What War Takes and What’s Left
A Farewell to Arms is ultimately about the impossibility of escape. Henry tries to leave the war behind, and the war follows him. He and Catherine try to build a private world, and the world breaks in. The novel’s structure enacts this inevitability with a precision that makes the ending feel both shocking and, in retrospect, the only possible conclusion.
The novel’s influence on war writing is enormous. Every American war novel written after it exists in its shadow, either building on its approach or deliberately pushing against it. Hemingway demonstrated that the most honest way to write about war was to refuse the consolations that war literature had traditionally offered, and that refusal became a standard.
Should You Read A Farewell to Arms?
If you’re interested in war fiction, modernist prose, or the development of the American novel in the twentieth century, this is essential reading. The Caporetto retreat alone justifies the book.

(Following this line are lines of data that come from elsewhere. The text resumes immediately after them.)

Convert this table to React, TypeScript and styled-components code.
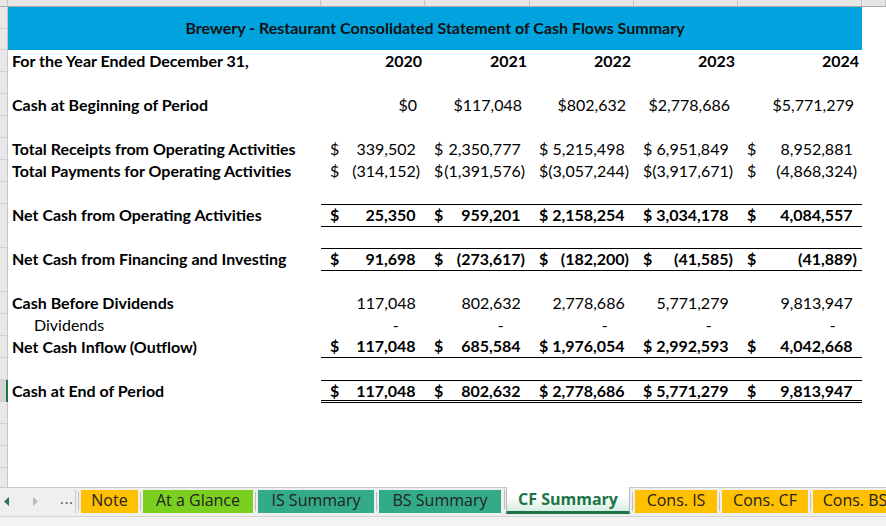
import React from "react";
import styled, { createGlobalStyle, css } from "styled-components";

const GlobalStyle = createGlobalStyle`
  html, body {
    margin: 0;
    padding: 0;
    background: #fff;
    overflow: hidden;
  }
  * {
    box-sizing: border-box;
  }
`;

const COLS = "8px 313px 104px 105px 104px 104px 124px 1fr";

const Page = styled.div`
  width: 886px;
  height: 526px;
  display: flex;
  flex-direction: column;
  font-family: Lato, "Liberation Sans", sans-serif;
  color: #000;
  overflow: hidden;
`;

const ColumnStrip = styled.div`
  display: grid;
  grid-template-columns: ${COLS};
  height: 7px;
  flex: none;
`;

const ColumnHead = styled.div`
  background: #e6e6e6;
  border-right: 1px solid #c4c4c4;
  border-bottom: 1px solid #ababab;
`;

const SheetBody = styled.div`
  height: 480px;
  flex: none;
  overflow: hidden;
`;

const Row = styled.div<{ $h?: number }>`
  display: grid;
  grid-template-columns: ${COLS};
  height: ${(p) => p.$h ?? 22}px;
  font-size: 16px;
`;

const Gutter = styled.div<{ $active?: boolean; $split?: boolean }>`
  position: relative;
  background: #e9e9e9;
  border-right: 1px solid #c6c6c6;
  border-bottom: 1px solid #d2d2d2;
  ${(p) =>
    p.$active &&
    css`
      border-right: 2px solid #217346;
      background: #d3d3d3;
    `}
  ${(p) =>
    p.$split &&
    css`
      &::after {
        content: "";
        position: absolute;
        left: 0;
        right: 0;
        top: 21px;
        border-top: 1px solid #d2d2d2;
      }
    `}
`;

const Banner = styled.div`
  grid-column: 2 / 8;
  background: #00a3dd;
  display: flex;
  align-items: center;
  justify-content: center;
  font-weight: 700;
  font-size: 16px;
  color: #111;
  padding-bottom: 2px;
`;

const Label = styled.div<{ $bold?: boolean; $indent?: boolean }>`
  display: flex;
  align-items: center;
  padding-left: ${(p) => (p.$indent ? 26 : 4)}px;
  padding-bottom: 2px;
  font-weight: ${(p) => (p.$bold ? 700 : 400)};
  white-space: nowrap;
`;

type Rule = "none" | "box" | "bottom" | "total";

const Value = styled.div<{ $bold?: boolean; $rule: Rule; $pr: number }>`
  display: flex;
  align-items: center;
  justify-content: space-between;
  padding: 0 ${(p) => p.$pr}px 2px 9px;
  font-weight: ${(p) => (p.$bold ? 700 : 400)};
  white-space: nowrap;
  ${(p) =>
    (p.$rule === "box" || p.$rule === "total") &&
    css`
      border-top: 1px solid #000;
    `}
  ${(p) =>
    (p.$rule === "box" || p.$rule === "bottom") &&
    css`
      border-bottom: 1px solid #000;
    `}
  ${(p) =>
    p.$rule === "total" &&
    css`
      border-bottom: 3px double #000;
      padding-bottom: 0;
    `}
`;

const Ghost = styled.span`
  visibility: hidden;
`;

const Dash = styled.span`
  margin-right: 17px;
`;

type Kind = "year" | "currency" | "acct" | "plain" | "dash";

interface LineItem {
  label?: string;
  kind?: Kind;
  values?: string[];
  bold?: boolean;
  labelBold?: boolean;
  indent?: boolean;
  rule?: Rule;
  active?: boolean;
}

const lines: LineItem[] = [
  {
    label: "For the Year Ended December 31,",
    kind: "year",
    values: ["2020", "2021", "2022", "2023", "2024"],
    bold: true,
    labelBold: true,
  },
  {},
  {
    label: "Cash at Beginning of Period",
    kind: "currency",
    values: ["$0", "$117,048", "$802,632", "$2,778,686", "$5,771,279"],
    labelBold: true,
  },
  {},
  {
    label: "Total Receipts from Operating Activities",
    kind: "acct",
    values: ["339,502", "2,350,777", "5,215,498", "6,951,849", "8,952,881"],
    labelBold: true,
  },
  {
    label: "Total Payments for Operating Activities",
    kind: "acct",
    values: ["(314,152)", "(1,391,576)", "(3,057,244)", "(3,917,671)", "(4,868,324)"],
    labelBold: true,
  },
  {},
  {
    label: "Net Cash from Operating Activities",
    kind: "acct",
    values: ["25,350", "959,201", "2,158,254", "3,034,178", "4,084,557"],
    bold: true,
    labelBold: true,
    rule: "box",
  },
  {},
  {
    label: "Net Cash from Financing and Investing",
    kind: "acct",
    values: ["91,698", "(273,617)", "(182,200)", "(41,585)", "(41,889)"],
    bold: true,
    labelBold: true,
    rule: "box",
  },
  {},
  {
    label: "Cash Before Dividends",
    kind: "plain",
    values: ["117,048", "802,632", "2,778,686", "5,771,279", "9,813,947"],
    labelBold: true,
  },
  {
    label: "Dividends",
    kind: "dash",
    values: ["-", "-", "-", "-", "-"],
    indent: true,
  },
  {
    label: "Net Cash Inflow (Outflow)",
    kind: "acct",
    values: ["117,048", "685,584", "1,976,054", "2,992,593", "4,042,668"],
    bold: true,
    labelBold: true,
    rule: "bottom",
  },
  {},
  {
    label: "Cash at End of Period",
    kind: "acct",
    values: ["117,048", "802,632", "2,778,686", "5,771,279", "9,813,947"],
    bold: true,
    labelBold: true,
    rule: "total",
    active: true,
  },
  {},
  {},
  {},
  {},
];

function renderValue(kind: Kind, v: string) {
  const neg = v.startsWith("(");
  const tail = neg ? null : <Ghost>)</Ghost>;
  switch (kind) {
    case "year":
    case "currency":
      return (
        <>
          <span />
          <span>{v}</span>
        </>
      );
    case "acct":
      return (
        <>
          <span>$</span>
          <span>
            {v}
            {tail}
          </span>
        </>
      );
    case "plain":
      return (
        <>
          <span />
          <span>
            {v}
            {tail}
          </span>
        </>
      );
    case "dash":
      return (
        <>
          <span />
          <span>
            <Dash>-</Dash>
            <Ghost>)</Ghost>
          </span>
        </>
      );
  }
}

const padFor: Record<Kind, number> = {
  year: 3,
  currency: 8,
  acct: 5,
  plain: 5,
  dash: 5,
};

const SheetRow: React.FC<{ item: LineItem }> = ({ item }) => {
  const kind = item.kind;
  return (
    <Row>
      <Gutter $active={item.active} />
      <Label $bold={item.labelBold} $indent={item.indent}>
        {item.label}
      </Label>
      {[0, 1, 2, 3, 4].map((i) => (
        <Value key={i} $bold={item.bold} $rule={item.rule ?? "none"} $pr={kind ? padFor[kind] : 5}>
          {kind && item.values ? renderValue(kind, item.values[i]) : null}
        </Value>
      ))}
      <div />
    </Row>
  );
};

/* sheet tabs */

const TabBar = styled.div`
  flex: none;
  height: 29px;
  background: #efefef;
  border-top: 1px solid #c8c8c8;
  display: flex;
  align-items: flex-start;
  padding-top: 2px;
  font-family: "Open Sans", "Noto Sans", sans-serif;
  font-size: 16px;
  line-height: 18px;
`;

const Nav = styled.div`
  width: 76px;
  height: 23px;
  display: flex;
  align-items: center;
  flex: none;
  border-right: 1px solid #c8c8c8;
`;

const NavBtn = styled.span<{ $x: number }>`
  display: inline-flex;
  margin-left: ${(p) => p.$x}px;
`;

const Ellipsis = styled.span`
  margin-left: 22px;
  color: #444;
  font-size: 14px;
  letter-spacing: 1px;
  padding-bottom: 5px;
`;

const Tab = styled.div<{ $bg: string; $w: number; $active?: boolean }>`
  flex: none;
  width: ${(p) => p.$w}px;
  height: 23px;
  margin-left: 5px;
  background: ${(p) => p.$bg};
  color: #222;
  display: flex;
  align-items: center;
  justify-content: center;
  padding-bottom: 3px;
  white-space: nowrap;
  position: relative;
  &::before {
    content: "";
    position: absolute;
    left: -3px;
    top: 2px;
    bottom: 2px;
    border-left: 1px solid #c0c0c0;
  }
  ${(p) =>
    p.$active &&
    css`
      margin-top: -3px;
      height: 27px;
      padding-bottom: 0;
      background: linear-gradient(#ffffff 40%, #d4eee2);
      border: 1px solid #b8b8b8;
      border-top: none;
      border-bottom: 3px solid #217346;
      color: #217346;
      font-weight: 700;
    `}
`;

const StatusBar = styled.div`
  flex: 1;
  background: #f3f3f3;
  border-top: 1px solid #d4d4d4;
`;

const tabs = [
  { name: "Note", bg: "#ffc000", w: 57 },
  { name: "At a Glance", bg: "#7acf1f", w: 110 },
  { name: "IS Summary", bg: "#33aa88", w: 116 },
  { name: "BS Summary", bg: "#33aa88", w: 122 },
  { name: "CF Summary", bg: "#fff", w: 124, active: true },
  { name: "Cons. IS", bg: "#ffc000", w: 82 },
  { name: "Cons. CF", bg: "#ffc000", w: 86 },
  { name: "Cons. BS", bg: "#ffc000", w: 84 },
];

export default function App() {
  return (
    <Page>
      <GlobalStyle />
      <ColumnStrip>
        {Array.from({ length: 8 }).map((_, i) => (
          <ColumnHead key={i} />
        ))}
      </ColumnStrip>
      <SheetBody>
        <Row $h={43}>
          <Gutter $split />
          <Banner>Brewery - Restaurant Consolidated Statement of Cash Flows Summary</Banner>
          <div />
        </Row>
        {lines.map((item, i) => (
          <SheetRow key={i} item={item} />
        ))}
      </SheetBody>
      <TabBar>
        <Nav>
          <NavBtn $x={4}>
            <svg width="5" height="9" viewBox="0 0 5 9">
              <path d="M5 0 L0 4.5 L5 9 Z" fill="#2d6f57" />
            </svg>
          </NavBtn>
          <NavBtn $x={24}>
            <svg width="5" height="9" viewBox="0 0 5 9">
              <path d="M0 0 L5 4.5 L0 9 Z" fill="#b9b9b9" />
            </svg>
          </NavBtn>
          <Ellipsis>...</Ellipsis>
        </Nav>
        {tabs.map((t) => (
          <Tab key={t.name} $bg={t.bg} $w={t.w} $active={t.active}>
            {t.name}
          </Tab>
        ))}
      </TabBar>
      <StatusBar />
    </Page>
  );
}
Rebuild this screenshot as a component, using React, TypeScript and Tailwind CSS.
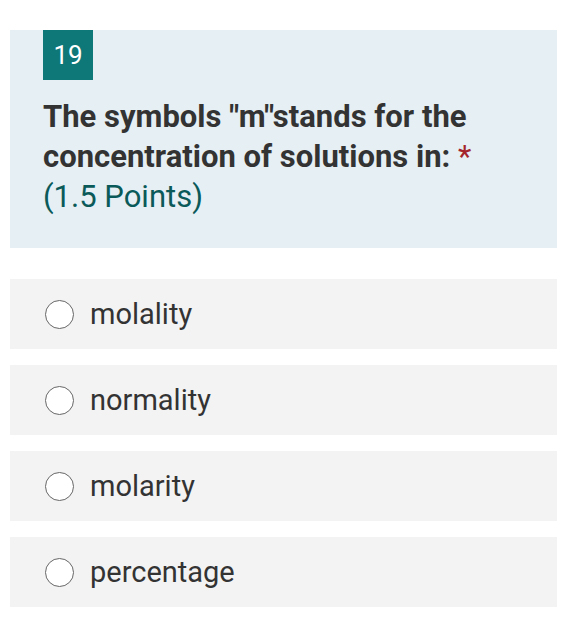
import React from "react";

const options = ["molality", "normality", "molarity", "percentage"];

export default function App() {
  return (
    <div className="w-[561px] h-[618px] bg-white pt-[30px] pl-[10px] pr-[4px]" style={{ fontFamily: "Roboto, 'Liberation Sans', sans-serif" }}>
      <div className="bg-[#e6eff3] h-[218px] pl-[33px] pr-4">
        <div className="w-[50px] h-[50px] bg-[#0e7878] text-white text-[26px] flex items-center justify-center leading-none">19</div>
        <div className="mt-[17px] text-[31px] leading-[40px] text-[#333333]">
          <div className="font-bold">The symbols "m"stands for the</div>
          <div className="font-bold">
            concentration of solutions in: <span className="text-[#a4262c] font-normal">*</span>
          </div>
          <div className="text-[#0b5a5a]">(1.5 Points)</div>
        </div>
      </div>
      <div className="mt-[31px] flex flex-col gap-[16px]">
        {options.map((o) => (
          <div key={o} className="h-[70px] bg-[#f3f3f3] flex items-center pl-[35px]">
            <div className="w-[29px] h-[29px] rounded-full border-[1.5px] border-[#666666] bg-white shrink-0" />
            <span className="ml-[16px] text-[29px] text-[#333333] leading-none">{o}</span>
          </div>
        ))}
      </div>
    </div>
  );
}
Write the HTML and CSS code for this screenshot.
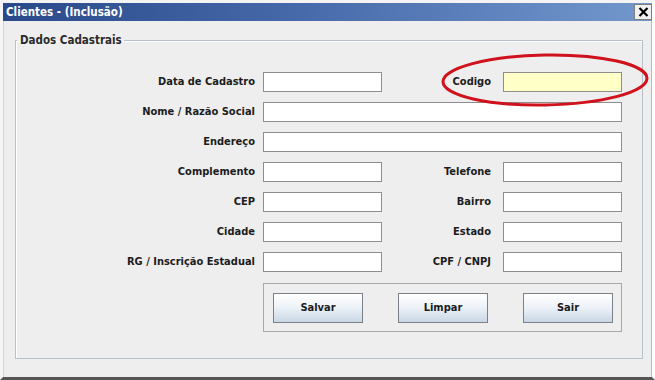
FILE: index.html
```html
<!DOCTYPE html>
<html lang="pt">
<head>
<meta charset="utf-8">
<title>Clientes - (Inclusão)</title>
<link rel="stylesheet" href="styles.css">
</head>
<body>
<div class="window">
  <div class="titlebar">
    <span class="title">Clientes - (Inclusão)</span>
    <span class="close">
      <svg width="11" height="10" viewBox="0 0 11 10"><path d="M1.5 1 L9.5 9 M9.5 1 L1.5 9" stroke="#000" stroke-width="2.2" fill="none"/></svg>
    </span>
  </div>
  <div class="content">
    <fieldset class="group">
      <legend>Dados Cadastrais</legend>
      <div class="form">
        <label class="lbl">Data de Cadastro</label>
        <div class="field"></div>
        <label class="lbl lbl-r">Codigo</label>
        <div class="field field-yellow"></div>

        <label class="lbl">Nome / Razão Social</label>
        <div class="field span3"></div>

        <label class="lbl">Endereço</label>
        <div class="field span3"></div>

        <label class="lbl">Complemento</label>
        <div class="field"></div>
        <label class="lbl lbl-r">Telefone</label>
        <div class="field"></div>

        <label class="lbl">CEP</label>
        <div class="field"></div>
        <label class="lbl lbl-r">Bairro</label>
        <div class="field"></div>

        <label class="lbl">Cidade</label>
        <div class="field"></div>
        <label class="lbl lbl-r">Estado</label>
        <div class="field"></div>

        <label class="lbl">RG / Inscrição Estadual</label>
        <div class="field"></div>
        <label class="lbl lbl-r">CPF / CNPJ</label>
        <div class="field"></div>
      </div>
      <div class="buttons">
        <div class="btn">Salvar</div>
        <div class="btn">Limpar</div>
        <div class="btn">Sair</div>
      </div>
    </fieldset>
  </div>
  <svg class="mark" width="220" height="60" viewBox="0 0 220 60">
    <ellipse cx="108" cy="30" rx="102" ry="25" fill="none" stroke="#d0121c" stroke-width="3" transform="rotate(-1 108 30)"/>
  </svg>
</div>
</body>
</html>
```

FILE: styles.css
```css
* { box-sizing: border-box; }
html, body { margin: 0; padding: 0; background: #ffffff; }
body {
  font-family: "DejaVu Sans Condensed", "DejaVu Sans", Tahoma, sans-serif;
  font-size: 11px;
  font-weight: bold;
  color: #1c1c1c;
}
.window {
  position: relative;
  width: 655px;
  height: 380px;
  background: #eeeeee;
  border-left: 3px solid #f6f6f6;
  border-right: 3px solid #ffffff;
  border-bottom: 3px solid #555555;
  border-top: 3px solid #f4f4f4;
  display: flex;
  flex-direction: column;
  box-shadow: inset 1px 0 0 #d4d4d4, inset -1px 0 0 #bdbdbd;
}
.titlebar {
  height: 18px;
  display: flex;
  align-items: center;
  background: linear-gradient(to right, #29498a 0%, #4669aa 45%, #7398cd 100%);
  padding: 0 0 0 3px;
  flex: none;
}
.title {
  color: #ffffff;
  font-size: 11.5px;
  font-weight: bold;
}
.close {
  margin-left: auto;
  width: 18px;
  height: 16px;
  background: #f0f0f0;
  border: 1px solid #7e7e7e;
  display: flex;
  align-items: center;
  justify-content: center;
}
.content {
  flex: 1;
  padding: 12px 9px 0 12px;
}
.group {
  margin: 0;
  height: 326px;
  border: 1px solid #b9c0cc;
  box-shadow: inset 1px 1px 0 #ffffff;
  padding: 0;
}
.group legend {
  margin-left: 1px;
  padding: 0 2px 0 3px;
  font-size: 11.5px;
  color: #2a2a2a;
}
.form {
  margin-top: 25px;
  display: grid;
  grid-template-columns: 247px 119px 121px 119px;
  grid-auto-rows: 20px;
  row-gap: 10px;
}
.lbl {
  text-align: right;
  padding-right: 8px;
  line-height: 20px;
  white-space: nowrap;
}
.lbl-r { padding-right: 12px; }
.field {
  background: #ffffff;
  border: 1px solid #8e8e8e;
}
.field-yellow { background: #ffffc8; }
.span3 { grid-column: span 3; }
.buttons {
  margin: 11px 0 0 247px;
  width: 359px;
  height: 49px;
  border: 1px solid #a8a8a8;
  display: flex;
  justify-content: space-between;
  align-items: center;
  padding: 0 8px 0 9px;
}
.btn {
  width: 90px;
  height: 30px;
  border: 1px solid #7c8088;
  background: linear-gradient(to bottom, #ffffff 0%, #eef3f8 45%, #c9d7e6 100%);
  display: flex;
  align-items: center;
  justify-content: center;
  font-size: 11px;
}
.mark {
  position: absolute;
  left: 434px;
  top: 47px;
  pointer-events: none;
}
```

Readers who respond to Hemingway’s spare, implicative style will find this among his strongest work.
Skip it if Hemingway’s treatment of female characters frustrates you, if you need emotional expressiveness from your narrators, or if the deliberate flatness of his prose reads as emptiness rather than restraint. This novel demands a specific kind of reading, and not everyone finds that kind rewarding.
The Verdict on A Farewell to Arms
A Farewell to Arms is Hemingway’s war novel, and it does what war novels at their best should do: strip away the abstraction and show you what’s left. The Caporetto retreat sequence is among the finest sustained passages in American fiction. The love story between Henry and Catherine is more polarizing, convincing some readers entirely and leaving others cold. The ending is devastating regardless. Hemingway rewrote it dozens of times, and the version he settled on earns every word of its famous final paragraph. If you’ve never read Hemingway, this or The Sun Also Rises is where to start.